_What you are asked to do_:
Where a line contains the string "screenshot", copy that line.

# START OF Supplied records

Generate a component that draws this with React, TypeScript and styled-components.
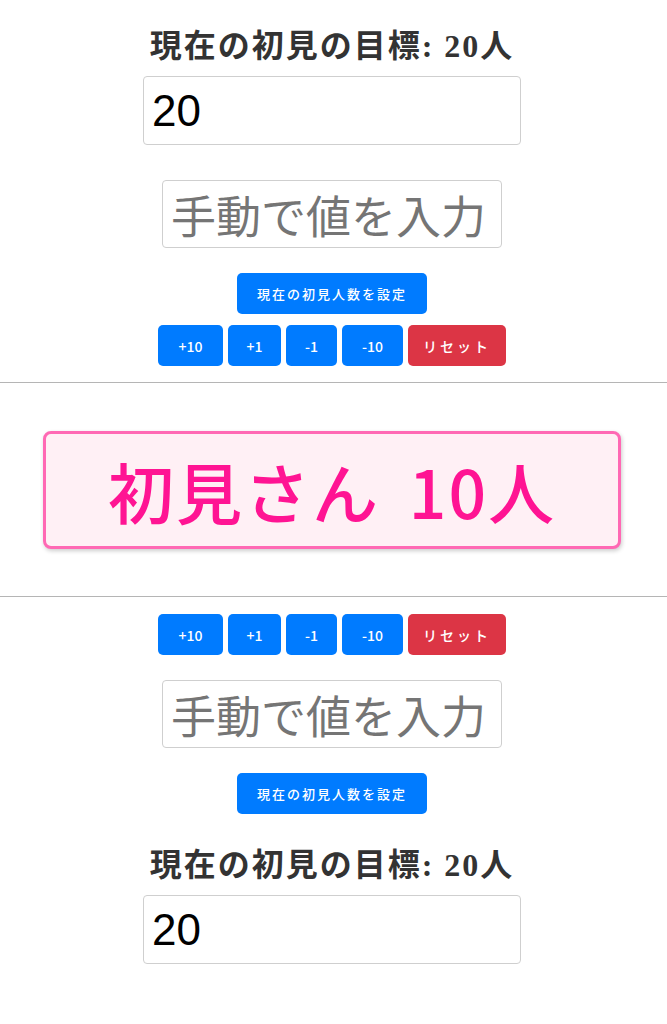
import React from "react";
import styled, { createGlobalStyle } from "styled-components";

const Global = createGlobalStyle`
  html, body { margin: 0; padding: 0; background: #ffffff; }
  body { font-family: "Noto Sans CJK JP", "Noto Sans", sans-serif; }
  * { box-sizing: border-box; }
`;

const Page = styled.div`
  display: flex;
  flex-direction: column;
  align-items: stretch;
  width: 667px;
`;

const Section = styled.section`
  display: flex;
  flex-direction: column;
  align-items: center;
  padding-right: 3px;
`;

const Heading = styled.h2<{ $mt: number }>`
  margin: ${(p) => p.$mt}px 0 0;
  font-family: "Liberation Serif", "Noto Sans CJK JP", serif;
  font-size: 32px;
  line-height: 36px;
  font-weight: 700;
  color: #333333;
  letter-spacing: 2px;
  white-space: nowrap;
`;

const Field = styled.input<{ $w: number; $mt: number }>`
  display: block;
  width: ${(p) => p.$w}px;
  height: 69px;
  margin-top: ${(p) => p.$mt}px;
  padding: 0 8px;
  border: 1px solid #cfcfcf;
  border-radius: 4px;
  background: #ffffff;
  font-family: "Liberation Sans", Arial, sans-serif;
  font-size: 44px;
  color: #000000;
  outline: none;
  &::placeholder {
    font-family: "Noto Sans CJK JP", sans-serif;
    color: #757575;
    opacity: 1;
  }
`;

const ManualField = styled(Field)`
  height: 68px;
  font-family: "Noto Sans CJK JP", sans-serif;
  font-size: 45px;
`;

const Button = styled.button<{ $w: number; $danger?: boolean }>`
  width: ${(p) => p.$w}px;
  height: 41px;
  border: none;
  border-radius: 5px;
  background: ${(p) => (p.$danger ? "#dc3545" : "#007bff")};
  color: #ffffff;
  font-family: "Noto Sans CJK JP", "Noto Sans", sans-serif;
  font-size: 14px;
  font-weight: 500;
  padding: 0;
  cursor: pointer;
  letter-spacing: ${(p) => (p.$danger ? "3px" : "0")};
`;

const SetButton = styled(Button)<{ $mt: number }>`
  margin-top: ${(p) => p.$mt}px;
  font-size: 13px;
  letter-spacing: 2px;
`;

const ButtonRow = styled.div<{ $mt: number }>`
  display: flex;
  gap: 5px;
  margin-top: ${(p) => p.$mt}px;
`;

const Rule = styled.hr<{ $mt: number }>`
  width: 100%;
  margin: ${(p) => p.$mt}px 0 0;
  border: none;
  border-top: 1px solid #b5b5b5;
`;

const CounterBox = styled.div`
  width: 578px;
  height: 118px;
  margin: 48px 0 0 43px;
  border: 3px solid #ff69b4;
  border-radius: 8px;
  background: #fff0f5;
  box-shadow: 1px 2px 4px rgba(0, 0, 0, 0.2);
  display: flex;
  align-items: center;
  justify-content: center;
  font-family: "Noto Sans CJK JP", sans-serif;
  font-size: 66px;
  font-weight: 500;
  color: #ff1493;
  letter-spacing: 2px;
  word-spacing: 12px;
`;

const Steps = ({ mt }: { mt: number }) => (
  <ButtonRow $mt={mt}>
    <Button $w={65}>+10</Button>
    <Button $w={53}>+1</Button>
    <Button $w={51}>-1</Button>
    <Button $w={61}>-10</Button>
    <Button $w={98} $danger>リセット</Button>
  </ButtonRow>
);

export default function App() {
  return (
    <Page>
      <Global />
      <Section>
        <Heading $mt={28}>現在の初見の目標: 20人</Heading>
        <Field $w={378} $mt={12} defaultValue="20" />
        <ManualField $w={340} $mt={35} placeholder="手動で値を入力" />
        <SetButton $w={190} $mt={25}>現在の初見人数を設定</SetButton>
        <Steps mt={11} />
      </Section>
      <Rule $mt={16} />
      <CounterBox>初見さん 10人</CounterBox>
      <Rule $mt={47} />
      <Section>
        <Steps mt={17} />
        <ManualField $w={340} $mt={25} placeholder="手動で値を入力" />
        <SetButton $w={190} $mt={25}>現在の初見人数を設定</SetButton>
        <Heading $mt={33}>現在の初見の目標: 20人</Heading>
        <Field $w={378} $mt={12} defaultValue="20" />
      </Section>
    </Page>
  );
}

# END OF Supplied records
# START OF Supplied records

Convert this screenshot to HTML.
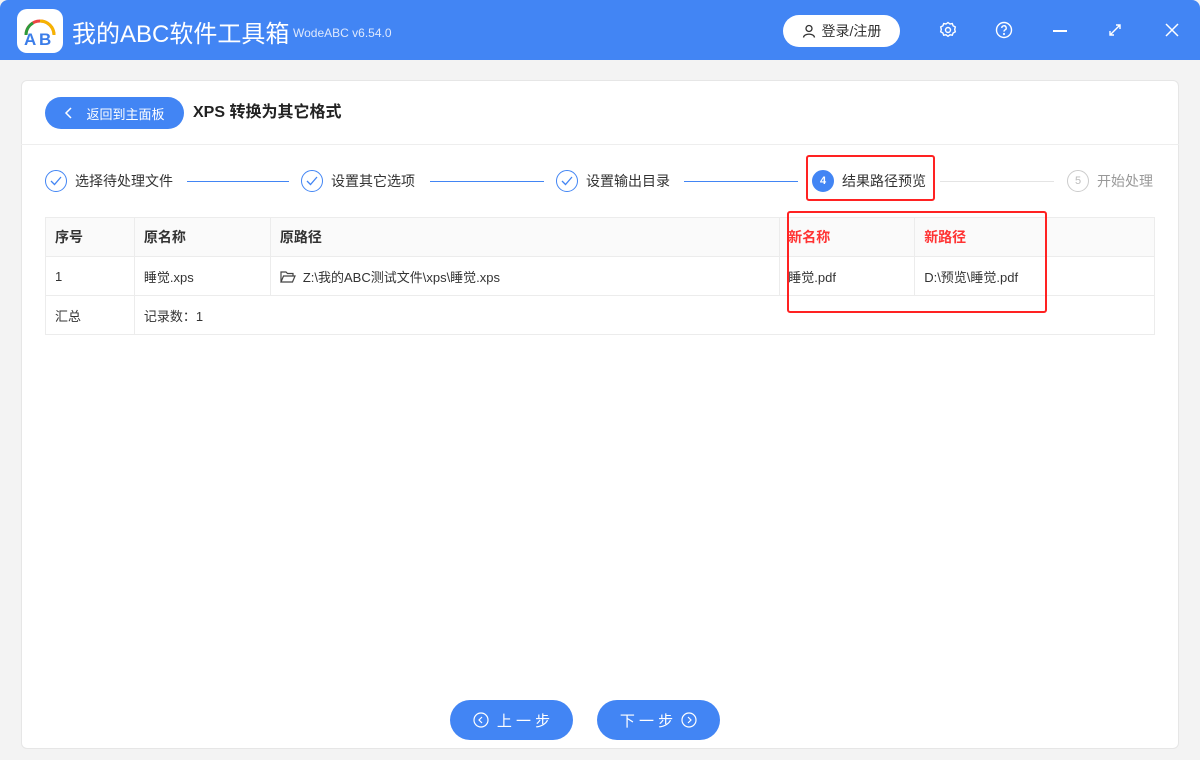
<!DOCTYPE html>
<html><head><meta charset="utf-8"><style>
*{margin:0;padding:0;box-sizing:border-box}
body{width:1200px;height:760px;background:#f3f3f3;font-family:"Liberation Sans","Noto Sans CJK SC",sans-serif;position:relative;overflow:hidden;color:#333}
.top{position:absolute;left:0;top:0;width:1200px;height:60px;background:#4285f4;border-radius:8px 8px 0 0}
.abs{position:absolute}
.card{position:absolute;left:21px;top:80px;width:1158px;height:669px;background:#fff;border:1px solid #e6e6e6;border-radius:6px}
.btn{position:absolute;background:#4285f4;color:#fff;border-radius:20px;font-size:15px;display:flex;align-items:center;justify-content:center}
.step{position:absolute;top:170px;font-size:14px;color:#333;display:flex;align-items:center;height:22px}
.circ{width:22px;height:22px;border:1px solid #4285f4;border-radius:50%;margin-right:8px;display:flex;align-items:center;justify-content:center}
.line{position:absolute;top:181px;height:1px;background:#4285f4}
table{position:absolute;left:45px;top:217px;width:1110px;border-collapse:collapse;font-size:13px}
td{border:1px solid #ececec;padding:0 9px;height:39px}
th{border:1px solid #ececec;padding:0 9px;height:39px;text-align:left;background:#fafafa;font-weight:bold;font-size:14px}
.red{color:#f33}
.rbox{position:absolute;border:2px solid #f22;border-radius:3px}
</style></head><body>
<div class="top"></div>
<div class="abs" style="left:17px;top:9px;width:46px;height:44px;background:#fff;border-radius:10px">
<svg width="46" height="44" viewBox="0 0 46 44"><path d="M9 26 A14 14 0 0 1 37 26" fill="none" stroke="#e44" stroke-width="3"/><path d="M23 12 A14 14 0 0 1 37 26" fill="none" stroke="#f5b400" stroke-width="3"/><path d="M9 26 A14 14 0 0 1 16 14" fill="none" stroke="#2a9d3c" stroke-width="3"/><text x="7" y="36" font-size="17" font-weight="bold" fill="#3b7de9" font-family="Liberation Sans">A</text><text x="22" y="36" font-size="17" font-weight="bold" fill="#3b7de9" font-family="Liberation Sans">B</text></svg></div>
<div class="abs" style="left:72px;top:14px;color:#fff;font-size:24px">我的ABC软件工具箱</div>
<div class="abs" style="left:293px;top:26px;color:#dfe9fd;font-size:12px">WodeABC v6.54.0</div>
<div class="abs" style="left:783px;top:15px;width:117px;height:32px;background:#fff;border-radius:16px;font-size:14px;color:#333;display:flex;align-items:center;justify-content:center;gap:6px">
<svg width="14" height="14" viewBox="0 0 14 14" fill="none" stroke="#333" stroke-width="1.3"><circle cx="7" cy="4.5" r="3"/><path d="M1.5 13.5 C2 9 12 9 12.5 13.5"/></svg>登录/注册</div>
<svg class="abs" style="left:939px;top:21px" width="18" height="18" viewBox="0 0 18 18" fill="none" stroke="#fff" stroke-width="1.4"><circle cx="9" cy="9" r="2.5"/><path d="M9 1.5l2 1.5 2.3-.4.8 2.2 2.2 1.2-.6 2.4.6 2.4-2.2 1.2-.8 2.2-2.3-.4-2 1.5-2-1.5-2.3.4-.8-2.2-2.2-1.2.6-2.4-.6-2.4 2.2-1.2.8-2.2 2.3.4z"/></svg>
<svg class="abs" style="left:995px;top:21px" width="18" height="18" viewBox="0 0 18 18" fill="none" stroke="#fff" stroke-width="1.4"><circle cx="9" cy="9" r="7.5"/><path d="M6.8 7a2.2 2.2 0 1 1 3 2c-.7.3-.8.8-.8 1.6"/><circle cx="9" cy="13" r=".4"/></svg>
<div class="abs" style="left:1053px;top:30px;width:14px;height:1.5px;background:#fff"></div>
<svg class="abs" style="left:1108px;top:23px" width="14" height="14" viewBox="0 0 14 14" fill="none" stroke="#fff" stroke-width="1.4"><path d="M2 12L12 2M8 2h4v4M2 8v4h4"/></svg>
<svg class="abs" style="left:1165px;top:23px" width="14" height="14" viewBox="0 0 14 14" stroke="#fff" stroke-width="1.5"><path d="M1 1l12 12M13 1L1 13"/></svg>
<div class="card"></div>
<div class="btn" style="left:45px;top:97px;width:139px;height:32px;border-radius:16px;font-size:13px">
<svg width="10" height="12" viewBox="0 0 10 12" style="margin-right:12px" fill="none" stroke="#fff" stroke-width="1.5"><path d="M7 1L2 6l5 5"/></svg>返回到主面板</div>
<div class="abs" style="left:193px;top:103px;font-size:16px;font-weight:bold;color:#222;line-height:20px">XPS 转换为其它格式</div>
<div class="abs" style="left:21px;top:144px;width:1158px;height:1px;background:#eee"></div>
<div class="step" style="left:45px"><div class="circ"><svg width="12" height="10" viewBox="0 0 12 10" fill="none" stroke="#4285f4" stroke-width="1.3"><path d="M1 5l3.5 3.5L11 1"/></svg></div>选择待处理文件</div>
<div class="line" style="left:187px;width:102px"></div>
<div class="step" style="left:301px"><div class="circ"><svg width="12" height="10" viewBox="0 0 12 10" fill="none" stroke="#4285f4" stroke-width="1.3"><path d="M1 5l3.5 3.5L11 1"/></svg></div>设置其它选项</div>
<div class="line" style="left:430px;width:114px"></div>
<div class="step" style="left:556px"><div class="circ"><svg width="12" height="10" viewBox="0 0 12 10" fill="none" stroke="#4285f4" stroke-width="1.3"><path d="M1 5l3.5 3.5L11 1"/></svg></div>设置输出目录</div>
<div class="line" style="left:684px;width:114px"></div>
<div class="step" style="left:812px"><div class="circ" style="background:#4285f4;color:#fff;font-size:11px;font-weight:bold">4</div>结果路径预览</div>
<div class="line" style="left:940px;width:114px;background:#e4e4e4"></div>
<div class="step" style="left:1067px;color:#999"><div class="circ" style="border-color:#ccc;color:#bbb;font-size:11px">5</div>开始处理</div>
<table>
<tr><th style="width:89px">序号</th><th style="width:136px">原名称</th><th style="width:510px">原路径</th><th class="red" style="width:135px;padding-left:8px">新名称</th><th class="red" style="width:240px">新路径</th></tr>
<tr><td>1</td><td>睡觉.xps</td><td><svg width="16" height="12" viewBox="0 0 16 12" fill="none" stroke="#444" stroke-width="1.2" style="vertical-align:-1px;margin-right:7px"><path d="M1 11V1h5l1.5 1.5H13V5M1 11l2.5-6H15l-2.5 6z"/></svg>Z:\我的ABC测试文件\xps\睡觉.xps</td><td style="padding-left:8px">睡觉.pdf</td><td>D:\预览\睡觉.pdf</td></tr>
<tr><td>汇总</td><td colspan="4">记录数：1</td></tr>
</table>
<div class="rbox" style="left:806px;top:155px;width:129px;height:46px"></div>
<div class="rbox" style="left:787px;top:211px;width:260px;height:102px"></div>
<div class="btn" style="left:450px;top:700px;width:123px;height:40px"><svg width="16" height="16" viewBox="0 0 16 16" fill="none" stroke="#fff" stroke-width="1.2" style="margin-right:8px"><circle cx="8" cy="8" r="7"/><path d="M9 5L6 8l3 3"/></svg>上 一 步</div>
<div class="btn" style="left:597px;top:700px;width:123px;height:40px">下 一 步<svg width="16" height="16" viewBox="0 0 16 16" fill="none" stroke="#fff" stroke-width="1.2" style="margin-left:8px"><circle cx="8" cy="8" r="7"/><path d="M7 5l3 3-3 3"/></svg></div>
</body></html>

# END OF Supplied records
# START OF Supplied records

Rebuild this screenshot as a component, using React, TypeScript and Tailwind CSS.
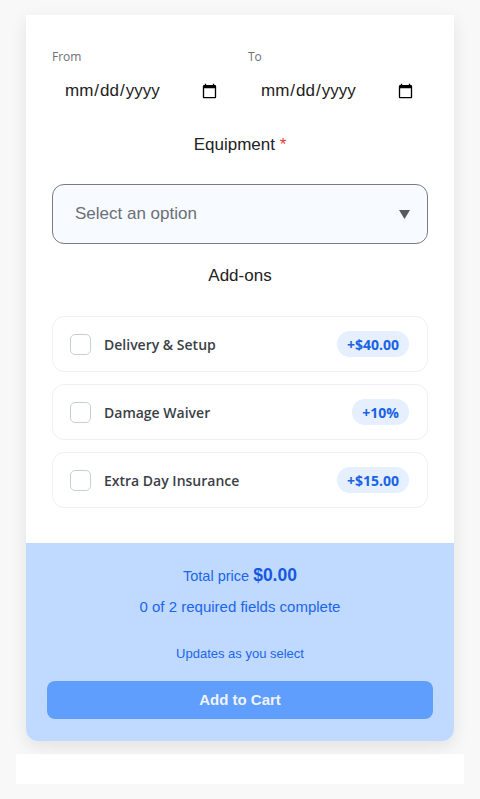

# END OF Supplied records

_Final result_:
Convert this screenshot to HTML.
Rebuild this screenshot as a component, using React, TypeScript and Tailwind CSS.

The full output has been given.